Firstly, my objection in principle to the Attorney General’s reading of s.4A(1) to allow exercise of exceptional executive power, in the form of EPRs, when there is no longer a state of emergency. As de Wilde has argued in his ambitious historical study of emergency powers and constitutional change, allowing emergency powers to seep into the non-emergency legal order risks normalising these exceptional powers. As the Lord Bishop argued in 1973, “it is quite right that emergency powers should not turn into regular powers” (LC 12 June 1973 at C244). CoMin should not be exercising wide-ranging legislative powers other than in a state of emergency.
Secondly, if help is needed in interpreting s.4A(1) – and I am not sure that it is – then “the purpose of the Act has informed the statutory language, and it is proper to have regard to it if help is needed as to what the words means” (Lord Hope, Attorney General v National Assembly for Wales Commission [2012] UK SC 61 at 80). The repeated purported amendment of the continuation regulations seems, to me, to be treating the continuation period as an extension of the emergency period. This reinforces the impression created by the Continuation EPR, which continued a surprisingly large number of EPRs in toto for the maximum period allowed by the Emergency Powers Act 1936. Was this what was intended by the creation of the s4A during the Emergency?

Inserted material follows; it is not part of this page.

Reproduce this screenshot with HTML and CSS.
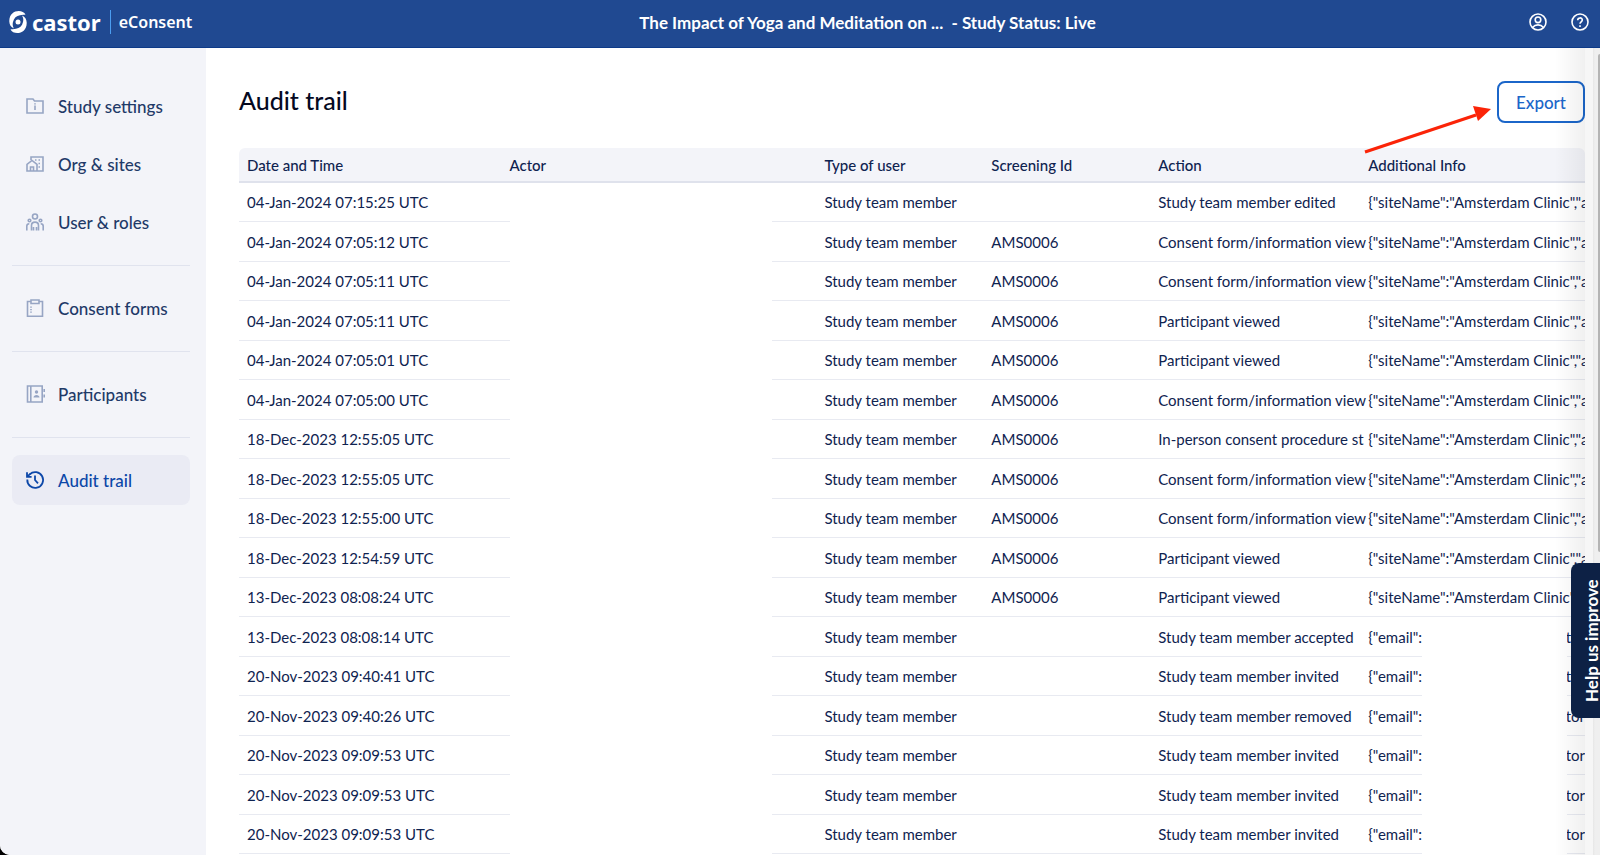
FILE: index.html
```html
<!DOCTYPE html>
<html lang="en">

<head>
    <meta charset="UTF-8">
    <meta name="viewport" content="width=device-width, initial-scale=1.0">
    <title>Castor eConsent - Audit trail</title>
    <link rel="stylesheet" href="styles.css">
</head>

<body>
    <div class="app">
        <header class="topbar">
            <a class="brand" href="#">
                <svg class="brand-logo" viewBox="0 0 18 26" aria-hidden="true">
                    <path d="M16.500 5.500C13.500-.5 0 .5 .3 12.500c.2 3.500 1.500 5.500 4.700 7C3.500 17 3.500 15 4 13c.8-4 3.500-6.200 7-6.800 2.500-.4 4-.4 5.500-.7z" fill="#fff" />
                    <path d="M16.500 5.500C13.500-.5 0 .5 .3 12.500c.2 3.500 1.500 5.500 4.700 7C3.500 17 3.500 15 4 13c.8-4 3.500-6.200 7-6.800 2.500-.4 4-.4 5.500-.7z" fill="#fff" transform="rotate(180 9 13)" />
                    <circle cx="9" cy="13" r="2.500" fill="#fff" />
                </svg>
                <span class="brand-name">castor</span>
                <span class="brand-product">eConsent</span>
            </a>
            <div class="study-title">The Impact of Yoga and Meditation on ... &nbsp;- Study Status: Live</div>
            <div class="topbar-actions">
                <button class="icon-button" aria-label="Account">
                    <svg viewBox="0 0 18 18" fill="none" stroke="#fff" stroke-width="1.600">
                        <circle cx="9" cy="9" r="8" />
                        <circle cx="9" cy="6.800" r="2.800" />
                        <path d="M3.500 14.500c1.500-1.800 3.300-2.600 5.500-2.600s4 .8 5.500 2.600" />
                    </svg>
                </button>
                <button class="icon-button" aria-label="Help">
                    <svg viewBox="0 0 18 18" fill="none" stroke="#fff" stroke-width="1.600">
                        <circle cx="9" cy="9" r="8" />
                        <path d="M6.700 7.200c0-3 4.600-3 4.600-.2 0 1.800-2.300 1.900-2.300 3.800" />
                        <path d="M9 12.200v1.700" />
                    </svg>
                </button>
            </div>
        </header>

        <div class="layout">
            <nav class="sidebar">
                <a class="nav-item" href="#">
                    <svg viewBox="0 0 18 18">
                        <path d="M1 2h6l1.500 2H17v12H1z" />
                        <path d="M9 8.500V13M9 6.200v1.300" />
                    </svg>
                    Study settings
                </a>
                <a class="nav-item" href="#">
                    <svg viewBox="0 0 18 18">
                        <path d="M5 5V2h12v14H1V9.500l5-4 5 4V16M4.500 16v-4h3v4" />
                        <path d="M9 5h1.500M12.500 5H14M12.500 8.500H14M12.500 12H14" />
                    </svg>
                    Org &amp; sites
                </a>
                <a class="nav-item" href="#">
                    <svg viewBox="0 0 18 18">
                        <circle cx="9" cy="3.500" r="2.500" />
                        <circle cx="3.500" cy="7.500" r="1.300" />
                        <circle cx="14.500" cy="7.500" r="1.300" />
                        <path d="M5.500 17.500v-5c0-4.500 7-4.500 7 0v5M7.500 17.500V14M10.500 17.500V14M.8 17.500V13c0-1.500 1-2.300 2.500-2.300M17.200 17.500V13c0-1.500-1-2.300-2.500-2.300" />
                    </svg>
                    User &amp; roles
                </a>
                <hr class="nav-divider">
                <a class="nav-item" href="#">
                    <svg viewBox="0 0 18 18">
                        <path d="M5 2.500H1.500v14.700h15V2.500H13M5 1h8v3.500H5z" />
                        <path d="M5 7.500v1.300M5 10v1.300M5 12.500v1.300" />
                    </svg>
                    Consent forms
                </a>
                <hr class="nav-divider">
                <a class="nav-item" href="#">
                    <svg viewBox="0 0 18 18">
                        <path d="M1.500 1h14.700v16H1.500zM4.800 1v16" />
                        <circle class="solid" cx="10.500" cy="7" r="1.700" />
                        <path class="solid" d="M7.500 12.500c0-3.500 6-3.500 6 0z" />
                        <path d="M18.200 4v3M18.200 9.500v3" />
                    </svg>
                    Participants
                </a>
                <hr class="nav-divider">
                <a class="nav-item active" href="#">
                    <svg viewBox="0 0 18 18">
                        <path d="M1.300 8.500a7.900 7.900 0 1 0 2.400-5.200" />
                        <path d="M1 1.200v4.600h4.600M1.500 5.300l2.700-2.500M9 4.500V9l3 3.300" />
                    </svg>
                    Audit trail
                </a>
            </nav>

            <main class="content">
                <div class="page-head">
                    <h1 class="page-title">Audit trail</h1>
                    <button class="export-button">Export</button>
                    <svg class="arrow" viewBox="0 0 130 48" aria-hidden="true">
                        <path d="M1 46L112 9" stroke="#fb2408" stroke-width="3" />
                        <path d="M109 0l18 3L114 15z" fill="#fb2408" />
                    </svg>
                </div>

                <table class="audit-table">
                    <thead>
                        <tr>
                            <th class="col-date">Date and Time</th>
                            <th class="col-actor">Actor</th>
                            <th class="col-type">Type of user</th>
                            <th class="col-screening">Screening Id</th>
                            <th class="col-action">Action</th>
                            <th class="col-info">Additional Info</th>
                        </tr>
                    </thead>
                    <tbody id="auditRows"></tbody>
                </table>
            </main>
            <div class="edge-shadow"></div>
            <div class="scroll-track">
                <div class="scroll-thumb"></div>
            </div>
        </div>

        <button class="feedback-tab">Help us improve</button>
    </div>

    <script>
        const site = '{"siteName":"Amsterdam Clinic","a';
        const consent = 'Consent form/information view';
        const rows = [
            ['04-Jan-2024 07:15:25 UTC', '', 'Study team member edited', site],
            ['04-Jan-2024 07:05:12 UTC', 'AMS0006', consent, site],
            ['04-Jan-2024 07:05:11 UTC', 'AMS0006', consent, site],
            ['04-Jan-2024 07:05:11 UTC', 'AMS0006', 'Participant viewed', site],
            ['04-Jan-2024 07:05:01 UTC', 'AMS0006', 'Participant viewed', site],
            ['04-Jan-2024 07:05:00 UTC', 'AMS0006', consent, site],
            ['18-Dec-2023 12:55:05 UTC', 'AMS0006', 'In-person consent procedure st', site],
            ['18-Dec-2023 12:55:05 UTC', 'AMS0006', consent, site],
            ['18-Dec-2023 12:55:00 UTC', 'AMS0006', consent, site],
            ['18-Dec-2023 12:54:59 UTC', 'AMS0006', 'Participant viewed', site],
            ['13-Dec-2023 08:08:24 UTC', 'AMS0006', 'Participant viewed', site],
            ['13-Dec-2023 08:08:14 UTC', '', 'Study team member accepted', ''],
            ['20-Nov-2023 09:40:41 UTC', '', 'Study team member invited', ''],
            ['20-Nov-2023 09:40:26 UTC', '', 'Study team member removed', ''],
            ['20-Nov-2023 09:09:53 UTC', '', 'Study team member invited', ''],
            ['20-Nov-2023 09:09:53 UTC', '', 'Study team member invited', ''],
            ['20-Nov-2023 09:09:53 UTC', '', 'Study team member invited', '']
        ];
        // rows without site info hold an e-mail address, which stays hidden
        const email = '<div class="email"><span>{"email":</span><span>tor</span></div><span class="mask"></span>';

        document.getElementById('auditRows').innerHTML = rows.map(([date, screening, action, info]) => `
            <tr>
                <td>${date}</td>
                <td class="actor"><span class="mask"></span></td>
                <td>Study team member</td>
                <td>${screening}</td>
                <td>${action}</td>
                <td class="info"><div class="clip">${info || email}</div></td>
            </tr>`).join('');
    </script>
</body>

</html>
```
FILE: styles.css
```css
* {
    box-sizing: border-box;
}

body {
    margin: 0;
    background-color: #000;
    color: #0f2350;
    font-family: Lato, "Open Sans", sans-serif;
    font-size: 15px;
}

button {
    font-family: inherit;
    cursor: pointer;
}

.app {
    position: relative;
    display: flex;
    flex-direction: column;
    height: 100vh;
    overflow: hidden;
    background-color: #fff;
    border-bottom-left-radius: 10px;
}

/* Top bar */
.topbar {
    display: flex;
    align-items: center;
    flex: none;
    height: 48px;
    padding: 0 11px 3px 0;
    background-color: #204991;
    border-bottom: 1px solid #0d3a88;
    color: #fff;
}

.brand {
    display: flex;
    align-items: center;
    width: 206px;
    padding-left: 9px;
    color: #fff;
    font-family: "Noto Sans", "Open Sans", sans-serif;
    text-decoration: none;
}

.brand-logo {
    width: 18px;
    height: 26px;
    margin-right: 5px;
}

.brand-name {
    font-size: 22px;
    font-weight: 700;
    line-height: 24px;
}

.brand-product {
    margin-left: 9px;
    padding-left: 8px;
    border-left: 1px solid #4b9df0;
    font-size: 16px;
    font-weight: 600;
    line-height: 24px;
}

.study-title {
    flex: 1;
    font-size: 17px;
    font-weight: 700;
    text-align: center;
}

.topbar-actions {
    display: flex;
    gap: 24px;
}

.icon-button {
    width: 18px;
    height: 18px;
    padding: 0;
    border: none;
    background: none;
}

.icon-button svg {
    display: block;
}

/* Layout */
.layout {
    position: relative;
    display: flex;
    flex: 1;
    min-height: 0;
}

.sidebar {
    flex: none;
    width: 206px;
    padding: 33px 16px 0 12px;
    background-color: #f3f4f9;
}

.nav-item {
    display: flex;
    align-items: center;
    gap: 14px;
    height: 50px;
    margin-bottom: 8px;
    padding-left: 14px;
    border-radius: 8px;
    color: #1f3a68;
    font-size: 17px;
    font-weight: 500;
    text-decoration: none;
}

.nav-item svg {
    width: 18px;
    height: 18px;
    overflow: visible;
    fill: none;
    stroke: #97a5c4;
    stroke-width: 1.6;
}

.nav-item .solid {
    fill: #97a5c4;
    stroke: none;
}

.nav-item.active {
    background-color: #eaebf4;
    color: #0c47a8;
}

.nav-item.active svg {
    stroke: #0c47a8;
    stroke-width: 1.8;
}

.nav-divider {
    height: 1px;
    margin: 18px 0 17px;
    border: none;
    background-color: #e0e3ee;
}

.content {
    flex: 1;
    min-width: 0;
    padding: 33px 15px 0 33px;
    overflow: hidden;
}

.page-head {
    position: relative;
    display: flex;
    justify-content: space-between;
    align-items: flex-start;
    height: 67px;
}

.page-title {
    margin: 0;
    color: #05091f;
    font-size: 25px;
    font-weight: 500;
    line-height: 38px;
}

.export-button {
    height: 42px;
    padding: 0 17px;
    border: 2px solid #1b66c9;
    border-radius: 8px;
    background-color: #fff;
    color: #1b66c9;
    font-size: 17px;
    font-weight: 500;
}

.arrow {
    position: absolute;
    top: 25px;
    right: 91px;
    width: 130px;
    height: 48px;
}

/* Audit table */
.audit-table {
    width: 100%;
    border-spacing: 0;
    table-layout: fixed;
}

.audit-table th {
    height: 35px;
    padding: 0 0 0 8px;
    background-color: #f3f4f9;
    border-bottom: 2px solid #dfe2ec;
    font-size: 15px;
    font-weight: 500;
    text-align: left;
}

.audit-table th:first-child {
    border-top-left-radius: 6px;
}

.audit-table th:last-child {
    border-top-right-radius: 6px;
}

.audit-table td {
    position: relative;
    height: 40px;
    padding: 0 0 0 8px;
    border-bottom: 1px solid #e8eaf1;
    white-space: nowrap;
}

.audit-table tr:nth-child(odd) td {
    height: 39px;
}

.col-date {
    width: 19.5%;
}

.col-actor {
    width: 23.4%;
}

.col-type,
.col-screening {
    width: 12.4%;
}

.col-action {
    width: 15.6%;
}

.clip {
    overflow: hidden;
}

.email {
    display: flex;
    justify-content: space-between;
}

.mask {
    position: absolute;
    top: 0;
    bottom: -1px;
    background-color: #fff;
}

.actor .mask {
    left: 9px;
    right: 44px;
}

.info .mask {
    left: 62px;
    right: 18px;
}

/* Right edge of the window */
.edge-shadow {
    position: absolute;
    top: 0;
    right: 15px;
    bottom: 0;
    width: 30px;
    background: linear-gradient(to right, rgba(0, 0, 0, 0), rgba(0, 0, 0, 0.06));
    pointer-events: none;
}

.scroll-track {
    position: absolute;
    top: 0;
    right: 0;
    bottom: 0;
    width: 15px;
    background: linear-gradient(to right, #f6f6f6 8px, #e6e6e6 8px, #efefef 10px);
}

.scroll-thumb {
    width: 2px;
    height: 498px;
    margin: 6px 0 0 auto;
    border-radius: 2px 0 0 2px;
    background-color: #b4b4b4;
}

.feedback-tab {
    position: absolute;
    top: 563px;
    right: 0;
    width: 29px;
    height: 155px;
    padding: 0 13px 0 0;
    border: none;
    border-radius: 0 8px 8px 0;
    background-color: #0d2145;
    color: #fff;
    font-size: 17px;
    font-weight: 700;
    line-height: 16px;
    writing-mode: vertical-rl;
    transform: rotate(180deg);
}
```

During the legislative debate itself, the Chief Minister introduced the provision by referring to “ensuring the intended effect of emergency measures does not end abruptly. For instance, it is not helpful to a tenant if they are protected from eviction because they cannot pay their rent during the emergency, but the landlord can evict the tenant immediately after the emergency ends” (HK, 3 April 2020 at 666 K137). The Chief Minister recognised that in instances such as this even a short continuation period may not be enough, but that the continuation period would give time for primary legislation to address the issue in a longer term. Dynamic control of the Isle of Man through s4A after the expiry of a state of emergency was not discussed as part of this legislative process. Only when regulations made under s.4A were put before Tynwald – by which time of course the legal powers under s.4A have already been granted – did the Chief Minister introduce this concept into debate (TC 26 June 2020, at 2363 T137).
This was not queried in Tynwald at the time, but Mr Chris Thomas asked for an expansion of the authority for a post-Emergency EPR during the consideration of the first such EPR (TC 21 July 2020 at 2480 T137). Such an expansion would be very valuable, particularly if a situation arises where a purported EPR creates additional criminal liability, or modifies civil liability.